Date of Award

Fall 2004

Document Type

Dissertation - Restricted

Degree Name

Doctor of Philosophy (PhD)



First Advisor

Dabney, Lyle

Second Advisor

Carey, Patrick W.

Third Advisor

Fahey, Michael


Ecclesiology is an oft-neglected topic in Lutheran theology. In the Evangelical Lutheran Church in America (ELCA), the primary arena for addressing the nature of the church is in polemical debates over the structure of the church between "Evangelical Catholics" and "Radical Lutherans." This dissertation suggests a different starting point for an examination of the church: the post-Christendom context of mission. The task is to find a new way to speak about the church that addresses this context, is faithful to the Lutheran heritage, and moves the discussion beyond the polemics in current ecclesiological discussions. The dissertation begins with a historical overview of various "church concepts" held by Lutherans theologians of the last two centuries using the typology offered by Kent Knutson's 1961 dissertation, "Community of Faith and the Word." In Chapters One and Two, I examine Knutson's typology and methodology. While Knutson correctly points to hermeneutics (how one reads the Lutheran tradition) as contributing to the variety of "church concepts," he fails to consider the importance of historical context. In Chapter Three, I argue that the context in the U.S. is one of post-Christendom and calls for a missional ecclesiology.

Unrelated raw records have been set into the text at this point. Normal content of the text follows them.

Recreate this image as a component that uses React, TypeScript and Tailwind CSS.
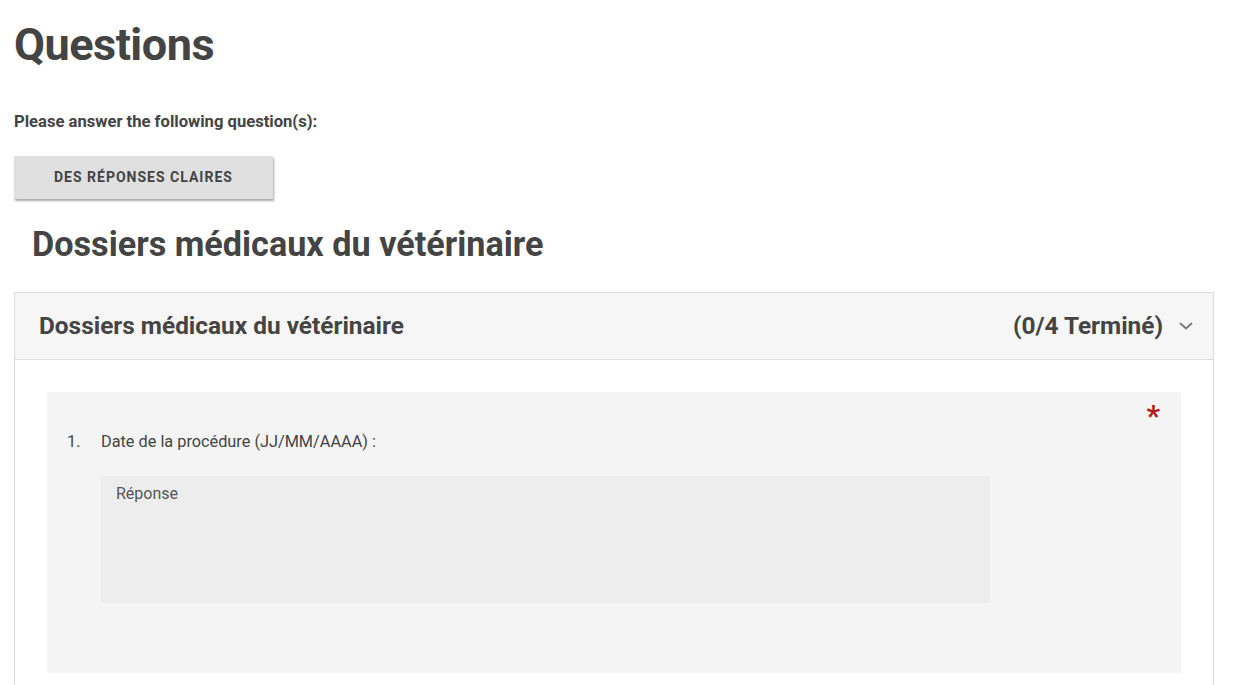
import React from "react";

export default function App() {
  return (
    <div className="min-h-screen bg-white font-['Roboto',sans-serif] text-[#444444]">
      <div className="pl-[14px] pr-[32px]">
        <h1 className="pt-[16px] text-[45px] font-bold leading-[57.6px] tracking-[-0.5px]">
          Questions
        </h1>
        <p className="mt-[38px] text-[16.6px] font-bold leading-[20px]">
          Please answer the following question(s):
        </p>
        <button className="mt-[24px] flex h-[43px] items-center bg-[#e0e0e0] px-[40px] text-[14px] font-bold uppercase tracking-[1px] text-[#444444] shadow-[1px_2px_2px_rgba(0,0,0,0.35)]">
          Des réponses claires
        </button>
        <h2 className="mt-[25px] pl-[18px] text-[34.2px] font-bold leading-[40.8px]">
          Dossiers médicaux du vétérinaire
        </h2>
        <div className="mt-[28px] border border-[#dcdcdc]">
          <div className="flex h-[67px] items-center justify-between border-b border-[#dcdcdc] bg-[#f6f6f6] pl-[24px] pr-[15px]">
            <span className="text-[24.4px] font-bold leading-[30px]">
              Dossiers médicaux du vétérinaire
            </span>
            <div className="flex items-center gap-[11px]">
              <span className="text-[24.4px] font-bold leading-[30px]">(0/4 Terminé)</span>
              <svg width="24" height="24" viewBox="0 0 24 24" fill="none">
                <path d="M6.5 9.5 L12 14.5 L17.5 9.5" stroke="#777777" strokeWidth="1.8" strokeLinecap="round" strokeLinejoin="round" />
              </svg>
            </div>
          </div>
          <div className="bg-white px-[32px] pt-[32px] pb-[40px]">
            <div className="relative rounded-[2px] bg-[#f4f4f4] pt-[38px] pb-[70px] pl-[20px]">
              <span className="absolute right-[21px] top-[9px] text-[30px] font-bold leading-[30px] text-[#b71c1c]">
                *
              </span>
              <div className="flex text-[16.3px] leading-[24px] text-[#444444]">
                <span className="w-[34px]">1.</span>
                <span>Date de la procédure (JJ/MM/AAAA) :</span>
              </div>
              <div className="ml-[34px] mt-[22px] h-[127px] w-[889px] rounded-[2px] bg-[#ededed] pl-[15px] pt-[6px] text-[16px] leading-[24px] text-[#555555]">
                Réponse
              </div>
            </div>
          </div>
        </div>
      </div>
    </div>
  );
}
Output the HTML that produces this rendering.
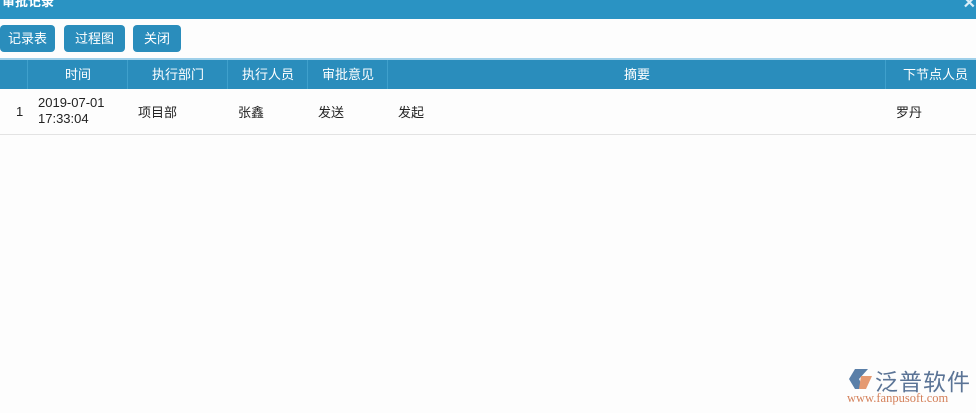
<!DOCTYPE html>
<html><head><meta charset="utf-8"><style>
body{margin:0;width:976px;height:413px;background:#fdfdfd;font-family:"Liberation Sans","Noto Sans CJK SC",sans-serif;position:relative;overflow:hidden;font-size:13px;color:#222}
.title{position:absolute;left:0;top:0;width:976px;height:19px;background:#2a93c3;color:#fff;font-weight:bold;font-size:13px;line-height:4px;padding-left:2px;overflow:hidden}
.x{position:absolute;right:2px;top:-4px;color:#dbeef8;font-size:16px;line-height:16px}
.btn{position:absolute;top:25px;height:27px;background:#2a8dbc;color:#fff;border-radius:4px;line-height:27px;text-align:center;font-size:13px}
.hline{position:absolute;left:0;top:58px;width:976px;height:2px;background:#9fd0ea}
.head{position:absolute;left:0;top:60px;width:976px;height:29px;background:#2a8dbc;color:#fff}
.head div{position:absolute;top:0;height:29px;line-height:29px;text-align:center;border-left:1px solid #3fa0cc}
.row{position:absolute;top:89px;left:0;width:976px;height:45px;border-bottom:1px solid #e3e3e3}
.row div{position:absolute}
</style></head><body>
<div class="title">审批记录<span class="x">✕</span></div>
<div class="btn" style="left:0;width:55px">记录表</div>
<div class="btn" style="left:64px;width:61px">过程图</div>
<div class="btn" style="left:133px;width:48px">关闭</div>
<div class="hline"></div>
<div class="head">
<div style="left:27px;width:100px">时间</div>
<div style="left:127px;width:100px">执行部门</div>
<div style="left:227px;width:80px">执行人员</div>
<div style="left:307px;width:80px">审批意见</div>
<div style="left:387px;width:498px">摘要</div>
<div style="left:885px;width:91px;text-align:right;padding-right:8px;box-sizing:border-box">下节点人员</div>
</div>
<div class="row">
<div style="left:16px;top:15px">1</div>
<div style="left:38px;top:6px;line-height:16px">2019-07-01<br>17:33:04</div>
<div style="left:138px;top:13px">项目部</div>
<div style="left:238px;top:13px">张鑫</div>
<div style="left:318px;top:13px">发送</div>
<div style="left:398px;top:13px">发起</div>
<div style="left:896px;top:13px">罗丹</div>
</div>
<svg style="position:absolute;left:846px;top:368px" width="30" height="22"><path d="M9 1h13l-9 10 5 10H9L3 11z" fill="#5a7fa8"/><path d="M15 8h11l-6 13h-7z" fill="#e59a72"/></svg>
<div style="position:absolute;left:875px;top:363px;font-size:23px;color:#5b7496;letter-spacing:1px">泛普软件</div>
<div style="position:absolute;left:847px;top:391px;font-size:12.5px;color:#d4805a;font-family:'Liberation Serif',serif">www.fanpusoft.com</div>
</body></html>
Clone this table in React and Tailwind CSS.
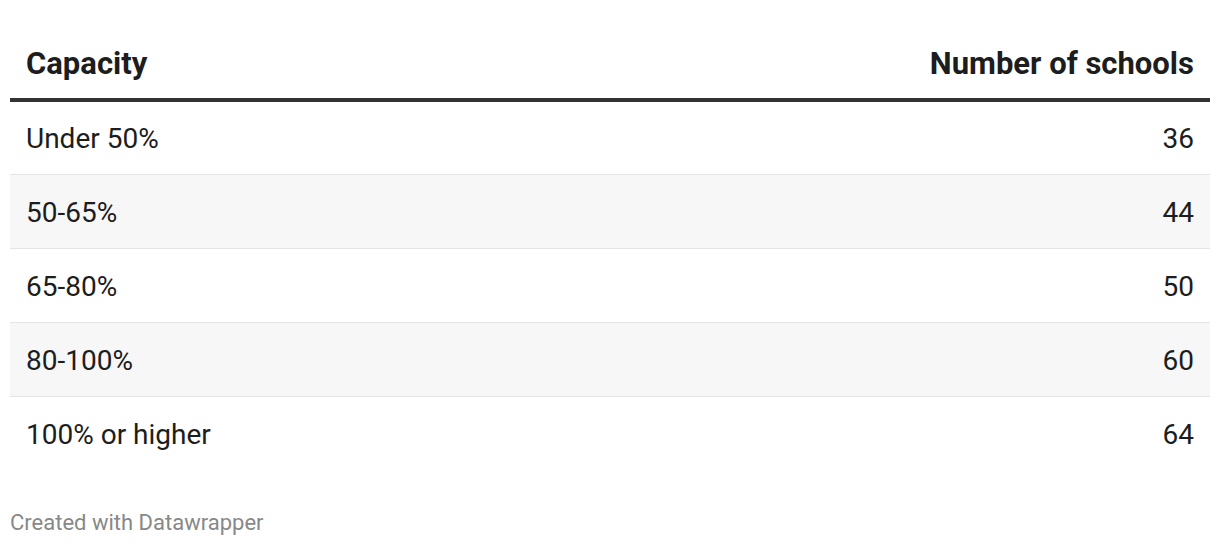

In Chapters Four and Five, I examine and evaluate the two main approaches to ecclesiology in the ELCA today in light of this thesis: an Evangelical Catholic approach, represented by Robert W. Jenson; and a Radical Lutheran approach, represented by Gerhard 0. Forde. In Chapter Six, I consider narrative as the appropriate method for a rnissional ecclesiology and evaluate the narrative methods of Robert Jenson and George Lindbeck before proposing a narrative method of the third article. In Chapter Seven, I explore resources in the Lutheran theological tradition for this task, in particular Luther's spirit/letter hermeneutic that defines the church as "spiritual community" whose story arc is narrated in the third article of the Apostles' Creed. In Chapter Eight, I outline a missional ecclesiology in dialogue with other contemporary theologians, proposing that the church lives out its missional identity as a communion of saints who lives out the forgiveness of sins in the power of the Holy Spirit.